Flaming Brothers
Director: Joe Cheung
Year: 1987
Rating: 6.0
This 1987 “Heroic
Bloodshed” film followed on the heels of the success of A Better Tomorrow
and it too delves into the world of the triads and ritualistic male bonding.
In most ways it falls very short of A Better Tomorrow, but it has some interesting
aspects to it.
The three main male actors all were major
stars in their respective decades. Patrick Tse was a major heartthrob during
the 1960s (and is the father of current heartthrob Nicholas Tse), Alan Tang
was one of the top romantic stars of the 1970’s (in particular in Taiwan where
he teamed up a few times with Brigitte Lin) and of course Chow Yun Fat was
the biggest male actor of the 1980s. All three are terrific actors and seeing
them together is a treat.
A year before his directorial debut As Tears Go By, Wong Kar-wai penned
this script for producer, Alan Tang. I can’t say there is anything in the
script that gives a hint of the promise of things to come from Wong – but
that is not too surprising as directors tend to often dramatically change
the substance and mood of scripts to their own liking. What is clear though
is that Tang thought enough of it and of Wong to produce both As Tears Go
By and Days of Being Wild.
In many of these male-bonding films, there is often much conjecture about
the subtext of homosexuality within (much of it nonsense in my opinion). Though
perhaps inadvertent, the English title “Flaming Brothers” almost seems to
mock this. What was the Chinese title – “No, We’re Just Good Friends”? In
a number of instances in the film other characters make pointed references
that unless the two friends – Tang and Chow – find girlfriends everyone will
think they are lovers. Needless to say, they always take offense at this suggestion!

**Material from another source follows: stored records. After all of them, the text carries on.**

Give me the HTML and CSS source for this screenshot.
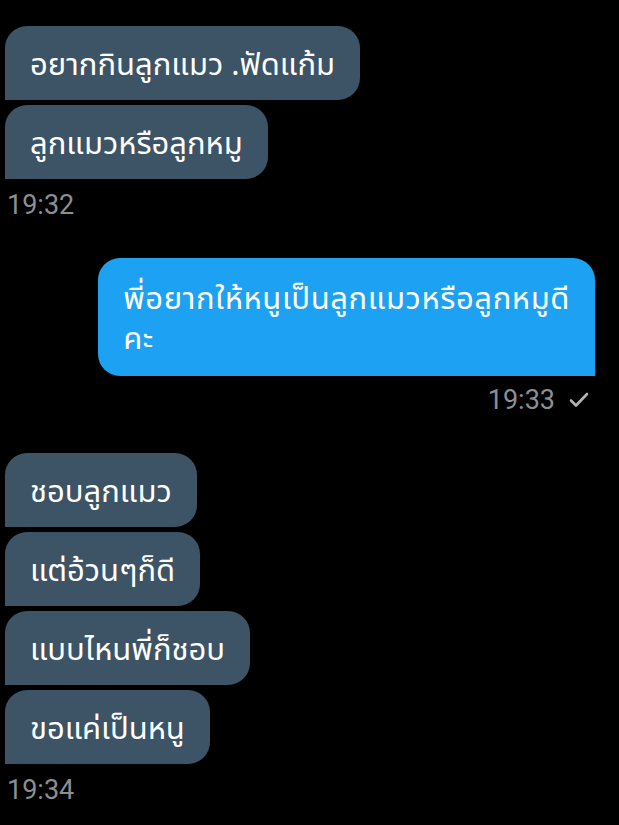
FILE: index.html
```html
<!DOCTYPE html>
<html lang="th">
<head>
<meta charset="utf-8">
<link rel="stylesheet" href="styles.css">
</head>
<body>
<div class="chat">
  <div class="group in">
    <div class="bubble">อยากกินลูกแมว .ฟัดแก้ม</div>
    <div class="bubble">ลูกแมวหรือลูกหมู</div>
    <div class="time">19:32</div>
  </div>
  <div class="group out">
    <div class="bubble blue">พี่อยากให้หนูเป็นลูกแมวหรือลูกหมูดี<br>คะ</div>
    <div class="time">19:33
      <svg class="check" viewBox="0 0 24 24" width="24" height="24"><path d="M4 12.5l5 5L20 6" fill="none" stroke="#b0b3b8" stroke-width="2.6" stroke-linecap="round" stroke-linejoin="round"/></svg>
    </div>
  </div>
  <div class="group in">
    <div class="bubble">ชอบลูกแมว</div>
    <div class="bubble">แต่อ้วนๆก็ดี</div>
    <div class="bubble">แบบไหนพี่ก็ชอบ</div>
    <div class="bubble">ขอแค่เป็นหนู</div>
    <div class="time">19:34</div>
  </div>
</div>
</body>
</html>
```
FILE: styles.css
```css
html, body {
  margin: 0;
  background: #000;
}
.chat {
  padding: 26px 24px 0 5px;
  font-family: "Noto Sans", "Noto Sans Thai", "Roboto", sans-serif;
  display: flex;
  flex-direction: column;
}
.group {
  display: flex;
  flex-direction: column;
  gap: 5px;
}
.group.in {
  align-items: flex-start;
}
.group.out {
  align-items: flex-end;
  margin-top: 38px;
  margin-bottom: 38px;
}
.bubble {
  background: #3d5366;
  color: #fff;
  font-size: 31px;
  line-height: 40px;
  padding: 17px 25px 17px 25px;
  border-radius: 22px 22px 22px 0;
}
.bubble.blue {
  background: #1da1f2;
  border-radius: 22px 22px 0 22px;
  padding: 19px 25px 19px 25px;
  letter-spacing: 0.6px;
}
.time {
  color: #8b8f94;
  font-family: "Roboto", sans-serif;
  font-size: 27px;
  line-height: 30px;
  margin-top: 6px;
  padding-left: 2px;
  display: flex;
  align-items: center;
  gap: 12px;
}
.out .time {
  margin-top: 4px;
  padding-right: 4px;
}
.check {
  display: block;
}
```
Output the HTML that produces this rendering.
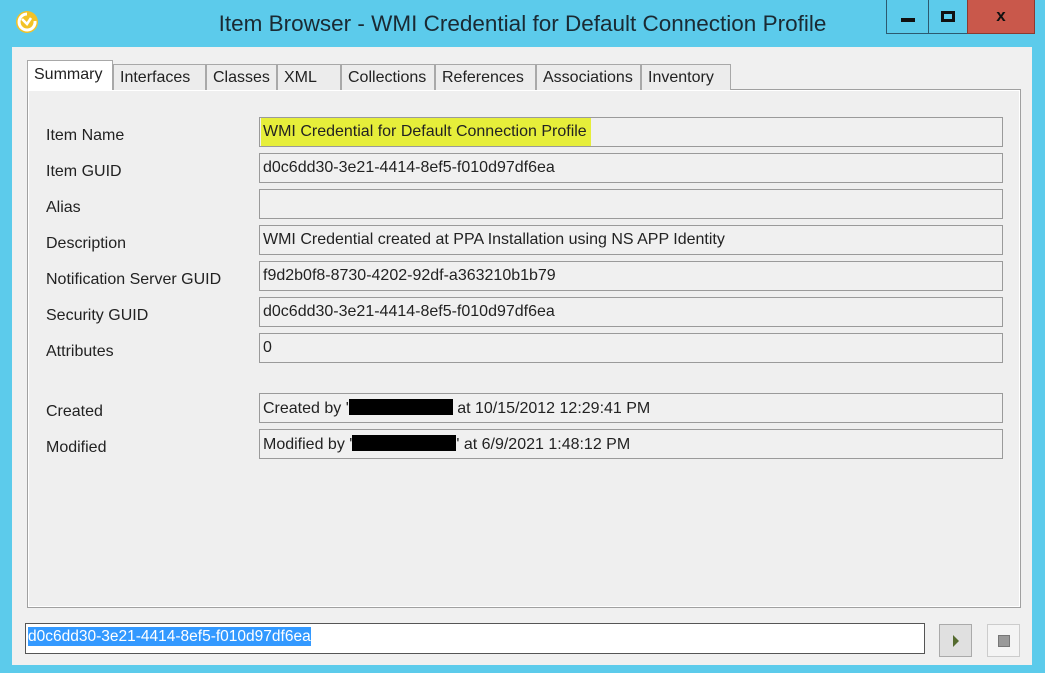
<!DOCTYPE html>
<html><head><style>
*{margin:0;padding:0;box-sizing:border-box}
body{width:1045px;height:673px;background:#5ccbeb;position:relative;overflow:hidden;font-family:"Liberation Sans",sans-serif;}
.abs{position:absolute}
.title{left:0;width:1045px;top:11px;text-align:center;font-size:22.5px;color:#1a2a33;}
.client{left:12px;top:47px;width:1020px;height:618px;background:#f0f0f0;}
.tab{position:absolute;top:64px;height:26px;border:1px solid #a8a8a8;border-bottom:none;background:#ececec;font-size:16px;color:#222;padding:4px 0 0 6px;white-space:nowrap;overflow:hidden}
.tab.sel{top:60px;height:30px;background:#fff;padding-top:5px;z-index:2}
.panel{left:27px;top:89px;width:994px;height:519px;border:1px solid #a0a0a0;background:#fff;}
.panel .in{position:absolute;left:1px;top:1px;right:1px;bottom:1px;background:#efefef;}
.lab{position:absolute;left:46px;font-size:16px;color:#222;}
.fld{position:absolute;left:259px;width:744px;height:30px;border:1px solid #9a9a9a;background:#f0f0f0;font-size:16px;color:#222;padding:5px 0 0 3px;white-space:nowrap}
.blk{display:inline-block;background:#000;height:16px;vertical-align:-2px}
.btn{position:absolute;top:0;height:34px;border:1px solid #2c5a70;border-top:none}
</style></head><body>
<svg class="abs" style="left:14px;top:9px" width="26" height="26" viewBox="0 0 26 26"><circle cx="13" cy="13" r="11" fill="#f2c227"/><path d="M13 5 A8 8 0 1 0 21 12" stroke="#fff" stroke-width="3" fill="none"/><path d="M8 10 L13 15 L17 9" stroke="#fff" stroke-width="2.5" fill="none"/></svg>
<div class="abs title">Item Browser - WMI Credential for Default Connection Profile</div>
<div class="btn" style="left:886px;width:43px;background:#5ccbeb"><div class="abs" style="left:14px;top:18px;width:14px;height:4px;background:#111"></div></div>
<div class="btn" style="left:928px;width:40px;background:#5ccbeb"><div class="abs" style="left:12px;top:11px;width:14px;height:11px;border:3px solid #111"></div></div>
<div class="btn" style="left:967px;width:68px;background:#c9584b;border-color:#8a3a30"><div class="abs" style="left:0;width:66px;top:6px;text-align:center;font-size:17px;font-weight:bold;color:#111">x</div></div>
<div class="abs client"></div>
<div class="abs panel"><div class="in"></div></div>
<div class="tab sel" style="left:27px;width:86px">Summary</div>
<div class="tab" style="left:113px;width:93px">Interfaces</div>
<div class="tab" style="left:206px;width:71px">Classes</div>
<div class="tab" style="left:277px;width:64px">XML</div>
<div class="tab" style="left:341px;width:94px">Collections</div>
<div class="tab" style="left:435px;width:101px">References</div>
<div class="tab" style="left:536px;width:105px">Associations</div>
<div class="tab" style="left:641px;width:90px">Inventory</div>

<div class="lab" style="top:127px">Item Name</div>
<div class="fld" style="top:117px"><span style="background:#e6ee3a;margin-left:-2px;padding:5px 4px 6px 2px">WMI Credential for Default Connection Profile</span></div>
<div class="lab" style="top:163px">Item GUID</div>
<div class="fld" style="top:153px">d0c6dd30-3e21-4414-8ef5-f010d97df6ea</div>
<div class="lab" style="top:199px">Alias</div>
<div class="fld" style="top:189px"></div>
<div class="lab" style="top:235px">Description</div>
<div class="fld" style="top:225px">WMI Credential created at PPA Installation using NS APP Identity</div>
<div class="lab" style="top:271px">Notification Server GUID</div>
<div class="fld" style="top:261px">f9d2b0f8-8730-4202-92df-a363210b1b79</div>
<div class="lab" style="top:307px">Security GUID</div>
<div class="fld" style="top:297px">d0c6dd30-3e21-4414-8ef5-f010d97df6ea</div>
<div class="lab" style="top:343px">Attributes</div>
<div class="fld" style="top:333px">0</div>
<div class="lab" style="top:403px">Created</div>
<div class="fld" style="top:393px">Created by '<span class="blk" style="width:104px"></span> at 10/15/2012 12:29:41 PM</div>
<div class="lab" style="top:439px">Modified</div>
<div class="fld" style="top:429px">Modified by '<span class="blk" style="width:104px"></span>' at 6/9/2021 1:48:12 PM</div>

<div class="abs" style="left:25px;top:623px;width:900px;height:31px;border:1px solid #555;background:#fff;padding:4px 0 0 2px;font-size:15.5px;white-space:nowrap"><span style="background:#3399ff;color:#fff;padding:1px 0">d0c6dd30-3e21-4414-8ef5-f010d97df6ea</span></div>
<div class="abs" style="left:939px;top:624px;width:33px;height:33px;border:1px solid #aaa;background:#e0e0e0"><div class="abs" style="left:13px;top:10px;border-left:6px solid #556b2f;border-top:6px solid transparent;border-bottom:6px solid transparent"></div></div>
<div class="abs" style="left:987px;top:624px;width:33px;height:33px;border:1px solid #ccc;background:#f4f4f4"><div class="abs" style="left:10px;top:10px;width:12px;height:12px;background:#999;border:1px solid #777"></div></div>
</body></html>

Outside of this though, the film is often flat and slow moving. Almost from
the beginning you know exactly where the film is heading – but it takes a
circuitous path getting there. There are a couple decent action sequences
– but the film becomes bogged down in three love stories – the men’s ones
with the women – and of course the underlying one with each other.
Tang and Chow grow up together – both orphans – and depend completely on
one another into their adult years. They open a ritzy nightclub in Macao,
but almost immediately run into trouble in the form of big triad honcho Patrick
Tse and his right hand man Norman Tsui. They want to sell drugs in the club
and Tang being the righteous man he is tells them that “pimping, robbing,
gun smuggling” is all fine and dandy – but no drugs. Tse doesn’t take kindly
to this rejection.
Tang goes to Thailand to complete an arms deal – and a good shoot out and
a tuk-tuk chase occurs on the streets on Bangkok – and he falls in love with
a lounge singer (Jenny Tseng). Back in Macao Chow comes across the little
girl he knew as a child – all grown up into Pat Ha -and one look into
her sweet honey dew eyes and he is ready to forsake the triad life and his
life long friend. But the life pulls him back – as his friend, Alan, has to
face Tse on his own – and Chow knows he has to be there too. The last twenty
minutes of the film turns into one excellent guns a blazing blood bath.